Abnormal -- Who...me?
I thought it was too good to be true when the phone rang and a rather anxious doctor told me that my blood results were a bit haywire. My calcium, potassium and something I didn't quite grasp were showing abnormal levels. The whole episode of having blood taken was an experience in itself and to go through it all again, well let's face it, I'd rather suck lemons without an antacid. I was very reluctant to go to my general practitioner who has very little time for me but another trip to Manchester was something I didn't fancy so I opted to visit the dragon's den. It's true that I actually hate my general practitioner and I think deep down she hates me! She openly admits to knowing nothing about my condition and never does a thing about it. She sits in her huge comfy chair in a little village practice, dealing with nothing more than sniffles and the occasional emergency, anything more than that and you're a hospital case. She once famously said to me after a change in hospital policy too technical to explain, that she had 4,000 other patients besides me to look after and I snapped "Not all with sclero though -- Eh!" She never really liked me from that point on. It was just a little phone call she needed to make. I was ill and needed to go back to my consultant but first I needed a referral from my general practitioner and basically that's what it was all about! Considering the problems I have, and I'm not being self pitying here, I go to the general practitioner very little in fact hardly at all, why would I when she clearly isn't interested. I blame my general practitioner for everything, even my geese.

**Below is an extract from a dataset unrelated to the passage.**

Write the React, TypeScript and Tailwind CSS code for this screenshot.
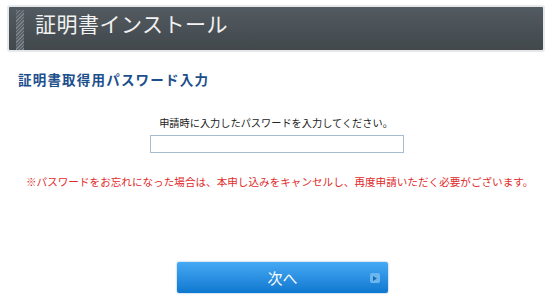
import React from "react";

export default function App() {
  return (
    <div
      className="w-[552px] h-[307px] bg-white overflow-hidden"
      style={{ fontFamily: '"Noto Sans CJK JP", "Noto Sans", sans-serif' }}
    >
      <div className="pt-[5px] pl-[7px] pr-[7px]">
        <div className="h-[47px] rounded-[3px] border-2 border-[#e6e8ea] bg-gradient-to-b from-[#525b61] to-[#42484c] flex items-stretch">
          <div
            className="ml-[7px] mt-[3px] w-[8px]"
            style={{
              background:
                "repeating-linear-gradient(135deg, #7d858b 0px, #7d858b 1px, #596166 1px, #596166 2.5px)",
            }}
          />
          <div className="ml-[11px] text-[21px] leading-none text-[#f2f2f2] pt-[6px] tracking-[0.5px]">
            証明書インストール
          </div>
        </div>
      </div>

      <div className="mt-[21px] pl-[18px] text-[13.5px] font-bold text-[#1c4f8c] leading-none tracking-[1.2px]">
        証明書取得用パスワード入力
      </div>

      <div className="mt-[31px] flex flex-col items-center">
        <div className="text-[10.2px] leading-none text-[#222]">
          申請時に入力したパスワードを入力してください。
        </div>
        <input
          type="text"
          className="mt-[7px] ml-[1px] w-[254px] h-[18px] border border-[#a9bccf] outline-none"
        />
      </div>

      <div className="mt-[24px] pl-[26px] text-[10.6px] leading-none text-[#e02b2b]">
        ※パスワードをお忘れになった場合は、本申し込みをキャンセルし、再度申請いただく必要がございます。
      </div>

      <div className="mt-[75px] flex justify-center">
        <div className="ml-[13px] relative w-[211px] h-[31px] rounded-[2px] bg-gradient-to-b from-[#45a9f5] to-[#0b78cf] shadow-[0_0_2px_rgba(0,80,160,0.5)] flex items-center justify-center">
          <span className="text-white text-[15px] leading-none">次へ</span>
          <div className="absolute right-[8px] top-[11px] w-[10px] h-[10px] rounded-[2px] bg-[#6bb6ee] flex items-center justify-center">
            <svg width="4" height="5" viewBox="0 0 4 5">
              <path d="M0 0 L4 2.5 L0 5 Z" fill="#1a6bb0" />
            </svg>
          </div>
        </div>
      </div>
    </div>
  );
}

Anyway I had the blood test ---- what a par larva! Oh yes, they said they had the best woman for the job a hematologist no less -- from the hospital! Now I am a challenge as she was about to find out!
My sleeve was rolled up, tourniquet on and about to undergo the dreaded blood test. She confidently boasted to being the best vampire in clinic. I boasted that I was the best un-dead corpse in the village and that my hubby had dug me up this morning. She never broke a smile, this woman is serious! Her first try like so many times before was a failure as were her second, third and fourth try. She ripped off the tourniquet and told me to roll up my other sleeve and the process began again. I said " Hold on missus" on the fourth or fifth attempt not because I was scared but my arm was so blue it was about to drop off! With that she announced a final try and the needle went in so deep I thought it would emerge underneath --- "There" she screamed, did a little dance and squealed with delight as a minute drop of blood traveled down her finest syringe. A minute drop was all she got so her delight was rather short lived -- I'd beat the best! I was told that it might just be enough for one test but certainly not enough for others. This is all too familiar for me. For them it's a first, for me it's a way of life!
I'm now awaiting the results, of what exactly, I don't know. Maybe they got enough to determine my gender and that's about it, never the less I'll wait and see.
What tribulations we suffer at the hands of a chronic illness. Life is never dull!